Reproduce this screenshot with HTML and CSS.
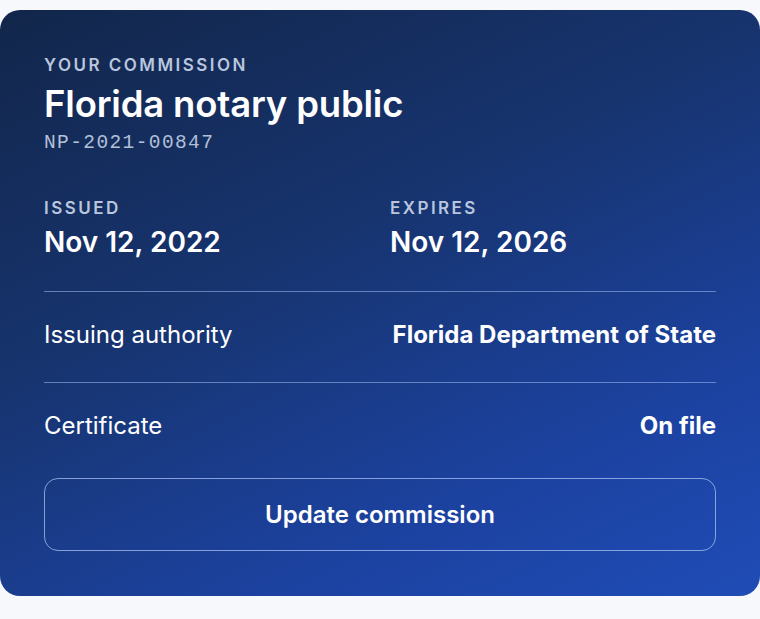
FILE: index.html
```html
<!DOCTYPE html>
<html>
<head>
<meta charset="utf-8">
<link rel="stylesheet" href="styles.css">
</head>
<body>
<div class="card">
  <div class="eyebrow">YOUR COMMISSION</div>
  <h1 class="title">Florida notary public</h1>
  <div class="code">NP-2021-00847</div>
  <div class="dates">
    <div class="date">
      <div class="eyebrow">ISSUED</div>
      <div class="date-value">Nov 12, 2022</div>
    </div>
    <div class="date">
      <div class="eyebrow">EXPIRES</div>
      <div class="date-value">Nov 12, 2026</div>
    </div>
  </div>
  <div class="row">
    <span class="row-label">Issuing authority</span>
    <span class="row-value">Florida Department of State</span>
  </div>
  <div class="row">
    <span class="row-label">Certificate</span>
    <span class="row-value">On file</span>
  </div>
  <button class="btn">Update commission</button>
</div>
</body>
</html>
```
FILE: styles.css
```css
html, body {
  margin: 0;
  padding: 0;
  background: #f6f8fc;
}
body {
  padding-top: 10px;
  font-family: Inter, "Noto Sans", sans-serif;
}
.card {
  box-sizing: border-box;
  width: 760px;
  border-radius: 20px;
  padding: 45px 44px 45px;
  background: linear-gradient(155deg, #12264a 0%, #17346f 40%, #1c42a0 75%, #1f4cb6 100%);
  color: #ffffff;
}
.eyebrow {
  font-size: 17px;
  line-height: 20px;
  font-weight: 600;
  letter-spacing: 0.145em;
  color: #b9c6de;
}
.title {
  margin: 7px 0 0;
  font-size: 36.5px;
  line-height: 44px;
  font-weight: 600;
  letter-spacing: -0.005em;
}
.code {
  margin-top: 6px;
  font-family: "Liberation Mono", monospace;
  font-size: 19.5px;
  line-height: 22px;
  letter-spacing: 1.4px;
  color: #b3c0d8;
}
.dates {
  display: grid;
  grid-template-columns: 1fr 1fr;
  column-gap: 20px;
  margin-top: 44px;
  padding-bottom: 32px;
}
.date-value {
  margin-top: 7px;
  font-size: 28px;
  line-height: 34px;
  font-weight: 600;
}
.row {
  display: flex;
  justify-content: space-between;
  align-items: center;
  border-top: 1.5px solid rgba(150, 180, 235, 0.6);
  padding: 27px 0 31px;
  font-size: 24px;
  line-height: 32px;
}
.row-label {
  font-weight: 400;
}
.row-value {
  font-weight: 700;
}
.btn {
  display: block;
  box-sizing: border-box;
  width: 100%;
  height: 73px;
  margin-top: 5px;
  border: 1.5px solid rgba(170, 195, 245, 0.75);
  border-radius: 14px;
  background: transparent;
  color: #ffffff;
  font-family: Inter, "Noto Sans", sans-serif;
  font-size: 24px;
  font-weight: 600;
}
```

+ + + +

_TASK REQUIREMENTS_
Each line of the data should be quoted exactly, with pictures left out.

_PROBLEM SOLUTION_
Reproduce this screenshot with HTML and CSS.
FILE: index.html
```html
<!DOCTYPE html>
<html>
<head>
<meta charset="utf-8">
<link rel="stylesheet" href="styles.css">
</head>
<body>
<div class="card">
  <div class="eyebrow">YOUR COMMISSION</div>
  <h1 class="title">Florida notary public</h1>
  <div class="code">NP-2021-00847</div>
  <div class="dates">
    <div class="date">
      <div class="eyebrow">ISSUED</div>
      <div class="date-value">Nov 12, 2022</div>
    </div>
    <div class="date">
      <div class="eyebrow">EXPIRES</div>
      <div class="date-value">Nov 12, 2026</div>
    </div>
  </div>
  <div class="row">
    <span class="row-label">Issuing authority</span>
    <span class="row-value">Florida Department of State</span>
  </div>
  <div class="row">
    <span class="row-label">Certificate</span>
    <span class="row-value">On file</span>
  </div>
  <button class="btn">Update commission</button>
</div>
</body>
</html>
```
FILE: styles.css
```css
html, body {
  margin: 0;
  padding: 0;
  background: #f6f8fc;
}
body {
  padding-top: 10px;
  font-family: Inter, "Noto Sans", sans-serif;
}
.card {
  box-sizing: border-box;
  width: 760px;
  border-radius: 20px;
  padding: 45px 44px 45px;
  background: linear-gradient(155deg, #12264a 0%, #17346f 40%, #1c42a0 75%, #1f4cb6 100%);
  color: #ffffff;
}
.eyebrow {
  font-size: 17px;
  line-height: 20px;
  font-weight: 600;
  letter-spacing: 0.145em;
  color: #b9c6de;
}
.title {
  margin: 7px 0 0;
  font-size: 36.5px;
  line-height: 44px;
  font-weight: 600;
  letter-spacing: -0.005em;
}
.code {
  margin-top: 6px;
  font-family: "Liberation Mono", monospace;
  font-size: 19.5px;
  line-height: 22px;
  letter-spacing: 1.4px;
  color: #b3c0d8;
}
.dates {
  display: grid;
  grid-template-columns: 1fr 1fr;
  column-gap: 20px;
  margin-top: 44px;
  padding-bottom: 32px;
}
.date-value {
  margin-top: 7px;
  font-size: 28px;
  line-height: 34px;
  font-weight: 600;
}
.row {
  display: flex;
  justify-content: space-between;
  align-items: center;
  border-top: 1.5px solid rgba(150, 180, 235, 0.6);
  padding: 27px 0 31px;
  font-size: 24px;
  line-height: 32px;
}
.row-label {
  font-weight: 400;
}
.row-value {
  font-weight: 700;
}
.btn {
  display: block;
  box-sizing: border-box;
  width: 100%;
  height: 73px;
  margin-top: 5px;
  border: 1.5px solid rgba(170, 195, 245, 0.75);
  border-radius: 14px;
  background: transparent;
  color: #ffffff;
  font-family: Inter, "Noto Sans", sans-serif;
  font-size: 24px;
  font-weight: 600;
}
```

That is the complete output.